Caramori inflicts Payne on rivals in Wednesday allowance

Caio Caramori is having the best season of his nascent training career and looks poised to notch his first Colonial Downs win in the featured third race Wednesday.
Caramori entered two horses in this six-furlong dirt race open to third-level allowance horses or $75,000 claimers – Payne and Pico d’Oro. Both are owned by George Sharp.
Payne exits a second-place finish May 30 at Lone Star in the $100,000 Speightstown Sprint, beaten by the sharp It Makes Sense. Fifth in the race was Macron, who returned to win the $100,000 Iowa Sprint on Friday, earning a 100 Beyer Speed Figure. Sharp and Caramori claimed Payne for $62,500 in April 2021 and the 7-year-old gelding has turned in two performances this form cycle that make him a worthy favorite over five rivals. Reylu Gutierrez comes in to take the mount on Payne.
County Final, who races with blinkers off, could prove the speed of the race for trainer Steve Asmussen, who trains Macron. Asmussen has never before stabled at Colonial Downs but took a dozen stalls for this meet, according to racing secretary Allison De Luca.
Rail-drawn Arthur’s Hope has run six times in 2022 and his overall form suggests he can contend, but the 8-year-old gelding brings an 18-race losing streak into the Wednesday feature.
As for Caramori, he’s 0 for 3 with Colonial starters, but his Kentucky-based operation has picked up momentum this year. The 36-year-old is the son of trainer and veterinarian Eduardo Caramori, who moved to the U.S. from Brazil in 1991. Caio Caramori had 57 runners from 2015 to 2020 but went out on his own in earnest during 2021, winning 12 races from 104 runners. Already this season he has nine winners from 55 starters, and Payne can add another to his ledger.

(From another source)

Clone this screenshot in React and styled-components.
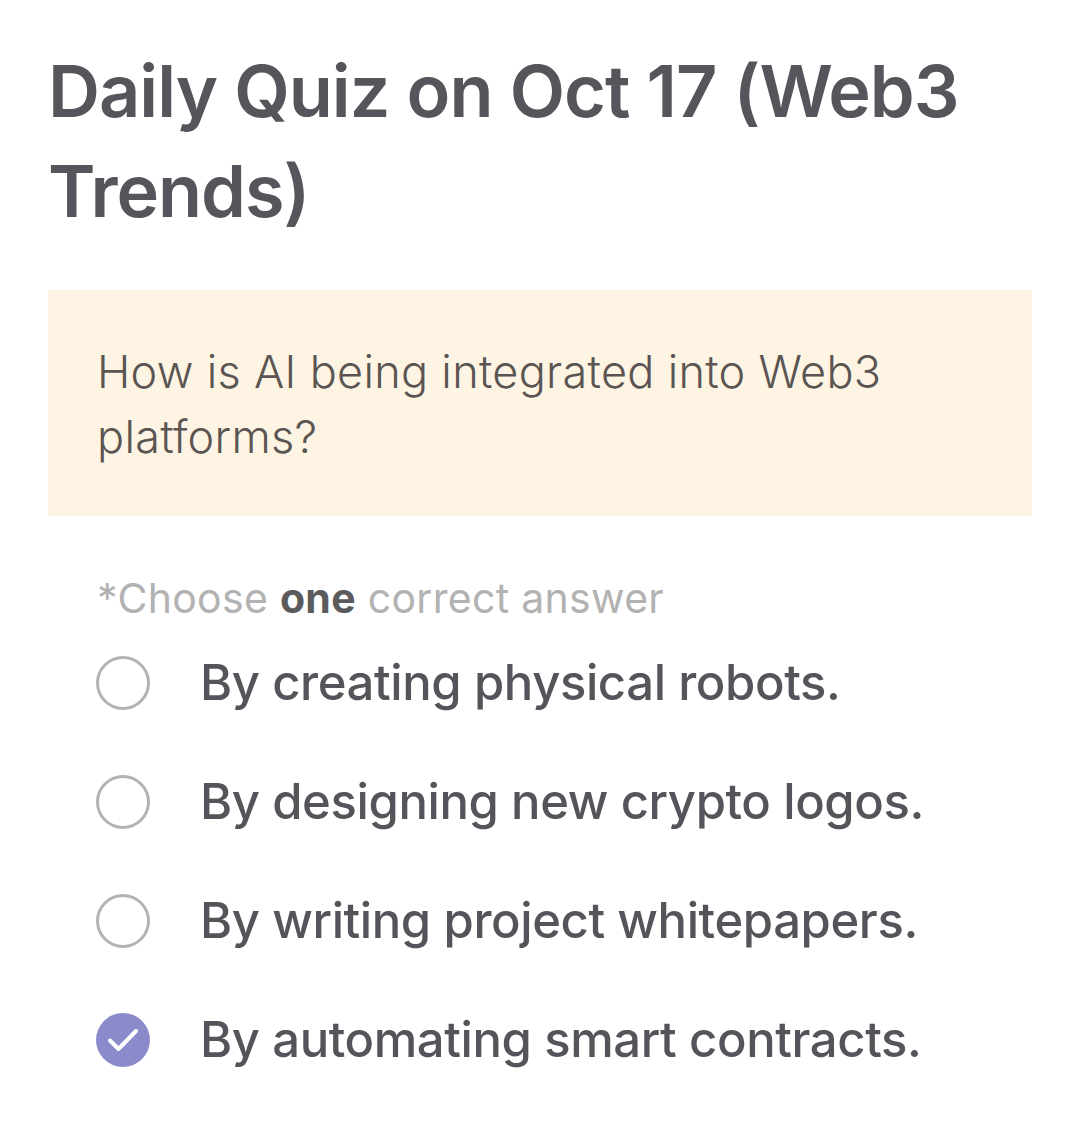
import React, { useState } from "react";
import styled, { createGlobalStyle } from "styled-components";

const GlobalStyle = createGlobalStyle`
  html, body {
    margin: 0;
    padding: 0;
    background: #ffffff;
  }
  body {
    font-family: Inter, "Noto Sans", sans-serif;
  }
`;

const Page = styled.div`
  width: 1079px;
  padding: 41px 47px 40px 48px;
  box-sizing: border-box;
`;

const Title = styled.h1`
  margin: 0;
  font-size: 72px;
  line-height: 100px;
  font-weight: 600;
  letter-spacing: -1px;
  color: #54565b;
`;

const QuestionBox = styled.div`
  margin-top: 49px;
  background: #fef4e3;
  padding: 49px 49px 47px 49px;
`;

const Question = styled.p`
  margin: 0;
  font-size: 45px;
  line-height: 65px;
  font-weight: 300;
  letter-spacing: 0.3px;
  color: #5a5452;
`;

const Hint = styled.div`
  margin: 56px 0 0 49px;
  font-size: 41px;
  line-height: 52px;
  font-weight: 400;
  letter-spacing: 0.3px;
  color: #b2b2b2;

  b {
    font-weight: 700;
    color: #5b5b5d;
  }
`;

const Options = styled.ul`
  list-style: none;
  margin: 19px 0 0 48px;
  padding: 0;
  display: flex;
  flex-direction: column;
  gap: 40px;
`;

const Option = styled.li`
  display: flex;
  align-items: center;
  gap: 50px;
  height: 79px;
  cursor: pointer;
`;

const Radio = styled.span`
  flex: none;
  width: 54px;
  height: 54px;
  border-radius: 50%;
  box-sizing: border-box;
  border: ${(p) => (p.$checked ? "none" : "3px solid #b3b3b3")};
  background: ${(p) => (p.$checked ? "#8b8bcc" : "transparent")};
  display: flex;
  align-items: center;
  justify-content: center;

  svg {
    display: block;
  }
`;

const Label = styled.span`
  font-size: 49px;
  font-weight: 500;
  letter-spacing: -0.4px;
  color: #54555a;
`;

const answers = [
  "By creating physical robots.",
  "By designing new crypto logos.",
  "By writing project whitepapers.",
  "By automating smart contracts.",
];

const Check = () => (
  <svg width="54" height="54" viewBox="0 0 54 54" fill="none">
    <path
      d="M14 27.5l8.5 8.5L40 18"
      stroke="#ffffff"
      strokeWidth="4"
      strokeLinecap="round"
      strokeLinejoin="round"
    />
  </svg>
);

export default function App() {
  const [selected, setSelected] = useState(3);

  return (
    <Page>
      <GlobalStyle />
      <Title>Daily Quiz on Oct 17 (Web3 Trends)</Title>
      <QuestionBox>
        <Question>How is AI being integrated into Web3 platforms?</Question>
      </QuestionBox>
      <Hint>
        *Choose <b>one</b> correct answer
      </Hint>
      <Options>
        {answers.map((a, i) => (
          <Option key={a} onClick={() => setSelected(i)}>
            <Radio $checked={selected === i}>{selected === i && <Check />}</Radio>
            <Label>{a}</Label>
          </Option>
        ))}
      </Options>
    </Page>
  );
}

A more interesting contest Wednesday at Colonial is race 7, a 2-year-old maiden special weight turf sprint that drew a dozen entrants who have been training all over the East Coast and the Midwest. Mom’s Town debuts for trainer Larry Rivelli, whose record with 2-year-old first-timers is off-the-charts strong, while Wide West has perhaps the field’s best pedigree, by Frankel and out of the Speightstown mare Deer Valley.